• Directions for this task: For the material that follows, return exactly the lines from the one with "What React and" through the one with "const trim = (n)", both ends included.
···
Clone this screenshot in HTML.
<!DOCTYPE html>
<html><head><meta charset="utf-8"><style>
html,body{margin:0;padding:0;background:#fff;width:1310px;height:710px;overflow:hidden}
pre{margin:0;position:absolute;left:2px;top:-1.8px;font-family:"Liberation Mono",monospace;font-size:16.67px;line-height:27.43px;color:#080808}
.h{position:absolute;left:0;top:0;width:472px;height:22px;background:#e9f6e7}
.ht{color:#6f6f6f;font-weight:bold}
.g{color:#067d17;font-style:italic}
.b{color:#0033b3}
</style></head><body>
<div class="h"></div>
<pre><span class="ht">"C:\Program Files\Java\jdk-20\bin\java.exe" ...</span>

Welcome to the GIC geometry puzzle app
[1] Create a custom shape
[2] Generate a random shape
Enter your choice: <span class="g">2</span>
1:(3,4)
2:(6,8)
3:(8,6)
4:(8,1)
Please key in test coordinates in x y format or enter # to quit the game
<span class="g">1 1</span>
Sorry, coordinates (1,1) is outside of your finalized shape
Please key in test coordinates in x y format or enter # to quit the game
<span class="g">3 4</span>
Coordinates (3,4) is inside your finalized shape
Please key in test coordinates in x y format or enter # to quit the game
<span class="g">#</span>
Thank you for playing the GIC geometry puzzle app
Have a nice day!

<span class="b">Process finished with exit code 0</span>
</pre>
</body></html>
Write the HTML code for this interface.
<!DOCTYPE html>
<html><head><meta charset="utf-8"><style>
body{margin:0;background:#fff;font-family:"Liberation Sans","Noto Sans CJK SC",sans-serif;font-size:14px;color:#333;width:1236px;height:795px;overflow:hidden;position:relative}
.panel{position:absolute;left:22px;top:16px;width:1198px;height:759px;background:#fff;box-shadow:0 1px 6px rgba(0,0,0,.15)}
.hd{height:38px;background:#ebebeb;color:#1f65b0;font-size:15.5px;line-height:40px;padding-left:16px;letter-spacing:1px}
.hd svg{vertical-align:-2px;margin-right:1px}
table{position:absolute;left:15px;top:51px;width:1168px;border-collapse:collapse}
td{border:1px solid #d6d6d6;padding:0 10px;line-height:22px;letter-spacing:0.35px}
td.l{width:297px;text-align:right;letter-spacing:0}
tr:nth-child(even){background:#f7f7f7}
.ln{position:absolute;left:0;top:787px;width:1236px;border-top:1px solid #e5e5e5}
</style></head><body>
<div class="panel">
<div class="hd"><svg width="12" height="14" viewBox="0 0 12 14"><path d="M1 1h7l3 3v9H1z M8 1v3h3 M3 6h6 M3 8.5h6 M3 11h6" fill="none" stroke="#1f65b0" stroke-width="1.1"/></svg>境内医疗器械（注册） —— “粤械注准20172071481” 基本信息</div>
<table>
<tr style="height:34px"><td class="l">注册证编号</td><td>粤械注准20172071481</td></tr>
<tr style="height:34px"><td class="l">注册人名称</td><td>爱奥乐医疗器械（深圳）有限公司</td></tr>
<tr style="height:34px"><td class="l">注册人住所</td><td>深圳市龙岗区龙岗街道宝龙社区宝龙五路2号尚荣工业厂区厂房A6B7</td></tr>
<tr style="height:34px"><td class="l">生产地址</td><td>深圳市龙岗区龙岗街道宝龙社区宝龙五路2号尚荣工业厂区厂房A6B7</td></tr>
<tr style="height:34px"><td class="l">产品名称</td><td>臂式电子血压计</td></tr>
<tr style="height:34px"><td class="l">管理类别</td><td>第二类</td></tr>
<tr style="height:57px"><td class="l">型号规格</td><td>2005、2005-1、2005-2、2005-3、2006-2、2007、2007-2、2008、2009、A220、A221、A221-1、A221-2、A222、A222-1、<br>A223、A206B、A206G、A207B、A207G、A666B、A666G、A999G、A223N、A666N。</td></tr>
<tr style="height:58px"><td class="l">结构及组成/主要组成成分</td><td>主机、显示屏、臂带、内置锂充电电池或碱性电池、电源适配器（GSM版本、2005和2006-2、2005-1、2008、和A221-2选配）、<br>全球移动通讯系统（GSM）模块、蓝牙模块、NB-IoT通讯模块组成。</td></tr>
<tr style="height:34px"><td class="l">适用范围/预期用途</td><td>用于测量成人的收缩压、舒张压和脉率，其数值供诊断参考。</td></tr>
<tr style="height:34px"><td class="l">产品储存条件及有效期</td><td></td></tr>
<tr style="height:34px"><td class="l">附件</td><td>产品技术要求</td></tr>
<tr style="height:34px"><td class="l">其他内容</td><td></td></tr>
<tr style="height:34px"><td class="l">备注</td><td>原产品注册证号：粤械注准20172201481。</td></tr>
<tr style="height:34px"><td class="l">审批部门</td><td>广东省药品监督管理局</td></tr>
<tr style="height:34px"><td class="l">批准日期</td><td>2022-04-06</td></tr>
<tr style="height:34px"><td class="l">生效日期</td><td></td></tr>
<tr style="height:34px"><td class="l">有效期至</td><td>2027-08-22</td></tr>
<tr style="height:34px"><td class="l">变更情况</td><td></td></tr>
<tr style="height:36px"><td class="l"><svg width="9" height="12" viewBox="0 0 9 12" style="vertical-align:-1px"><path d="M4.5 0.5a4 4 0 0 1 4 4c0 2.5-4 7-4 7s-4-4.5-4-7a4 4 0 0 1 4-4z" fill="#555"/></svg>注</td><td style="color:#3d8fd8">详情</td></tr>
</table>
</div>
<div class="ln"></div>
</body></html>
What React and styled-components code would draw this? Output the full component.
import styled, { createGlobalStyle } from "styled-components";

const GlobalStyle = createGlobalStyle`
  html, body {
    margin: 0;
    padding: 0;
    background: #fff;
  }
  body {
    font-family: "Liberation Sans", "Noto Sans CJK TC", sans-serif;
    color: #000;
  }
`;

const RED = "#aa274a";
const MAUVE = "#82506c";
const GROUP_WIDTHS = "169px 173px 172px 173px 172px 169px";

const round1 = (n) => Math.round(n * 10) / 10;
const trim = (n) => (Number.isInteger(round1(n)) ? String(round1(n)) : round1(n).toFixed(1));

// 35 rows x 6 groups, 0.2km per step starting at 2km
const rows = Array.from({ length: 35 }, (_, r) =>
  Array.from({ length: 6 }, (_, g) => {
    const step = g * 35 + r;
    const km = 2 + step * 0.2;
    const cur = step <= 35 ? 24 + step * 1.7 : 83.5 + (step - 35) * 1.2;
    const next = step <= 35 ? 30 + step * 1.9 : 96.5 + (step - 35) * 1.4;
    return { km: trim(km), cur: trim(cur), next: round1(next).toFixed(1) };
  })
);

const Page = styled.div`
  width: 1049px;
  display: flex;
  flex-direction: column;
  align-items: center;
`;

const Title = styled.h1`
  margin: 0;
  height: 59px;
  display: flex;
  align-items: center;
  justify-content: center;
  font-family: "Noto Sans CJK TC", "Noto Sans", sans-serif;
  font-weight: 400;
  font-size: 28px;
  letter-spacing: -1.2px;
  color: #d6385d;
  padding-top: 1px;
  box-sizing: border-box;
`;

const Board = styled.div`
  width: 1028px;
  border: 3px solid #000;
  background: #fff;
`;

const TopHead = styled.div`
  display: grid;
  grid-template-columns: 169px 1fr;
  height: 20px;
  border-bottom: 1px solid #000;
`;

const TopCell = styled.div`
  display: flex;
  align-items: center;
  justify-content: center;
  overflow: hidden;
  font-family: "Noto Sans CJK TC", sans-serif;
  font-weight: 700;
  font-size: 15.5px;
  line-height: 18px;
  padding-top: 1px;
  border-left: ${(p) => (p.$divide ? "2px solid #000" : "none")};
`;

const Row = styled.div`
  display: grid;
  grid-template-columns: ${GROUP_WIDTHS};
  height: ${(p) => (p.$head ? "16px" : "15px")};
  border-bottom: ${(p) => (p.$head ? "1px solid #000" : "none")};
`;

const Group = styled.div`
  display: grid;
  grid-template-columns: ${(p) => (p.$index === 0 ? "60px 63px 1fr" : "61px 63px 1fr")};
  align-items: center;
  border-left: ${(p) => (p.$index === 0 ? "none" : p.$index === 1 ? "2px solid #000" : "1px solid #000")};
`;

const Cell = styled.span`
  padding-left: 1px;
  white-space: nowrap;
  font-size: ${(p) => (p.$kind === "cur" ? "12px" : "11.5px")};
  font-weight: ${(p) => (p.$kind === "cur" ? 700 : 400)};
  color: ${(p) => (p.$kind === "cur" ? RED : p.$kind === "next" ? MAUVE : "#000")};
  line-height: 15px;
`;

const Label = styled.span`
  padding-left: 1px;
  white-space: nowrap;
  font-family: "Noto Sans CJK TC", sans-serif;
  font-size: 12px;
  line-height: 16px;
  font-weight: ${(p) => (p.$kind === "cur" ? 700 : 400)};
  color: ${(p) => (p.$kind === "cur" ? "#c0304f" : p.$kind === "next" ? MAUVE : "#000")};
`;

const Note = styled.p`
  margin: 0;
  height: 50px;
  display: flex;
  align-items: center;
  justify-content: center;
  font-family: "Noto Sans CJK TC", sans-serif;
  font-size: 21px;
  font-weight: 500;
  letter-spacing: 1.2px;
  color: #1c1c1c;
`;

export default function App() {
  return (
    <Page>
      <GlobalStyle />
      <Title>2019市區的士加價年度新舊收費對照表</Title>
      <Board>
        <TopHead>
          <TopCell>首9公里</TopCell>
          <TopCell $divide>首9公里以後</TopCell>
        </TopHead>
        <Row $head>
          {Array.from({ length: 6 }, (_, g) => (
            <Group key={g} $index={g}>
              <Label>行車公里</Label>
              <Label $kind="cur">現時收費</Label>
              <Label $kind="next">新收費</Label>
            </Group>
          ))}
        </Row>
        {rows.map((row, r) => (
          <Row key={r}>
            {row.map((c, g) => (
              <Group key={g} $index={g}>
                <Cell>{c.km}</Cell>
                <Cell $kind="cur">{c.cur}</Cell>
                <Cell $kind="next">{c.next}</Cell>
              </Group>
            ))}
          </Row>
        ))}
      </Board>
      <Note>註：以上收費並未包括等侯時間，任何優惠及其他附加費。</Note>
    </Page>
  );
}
···
• Finished task:
What React and styled-components code would draw this? Output the full component.
import styled, { createGlobalStyle } from "styled-components";

const GlobalStyle = createGlobalStyle`
  html, body {
    margin: 0;
    padding: 0;
    background: #fff;
  }
  body {
    font-family: "Liberation Sans", "Noto Sans CJK TC", sans-serif;
    color: #000;
  }
`;

const RED = "#aa274a";
const MAUVE = "#82506c";
const GROUP_WIDTHS = "169px 173px 172px 173px 172px 169px";

const round1 = (n) => Math.round(n * 10) / 10;
const trim = (n) => (Number.isInteger(round1(n)) ? String(round1(n)) : round1(n).toFixed(1));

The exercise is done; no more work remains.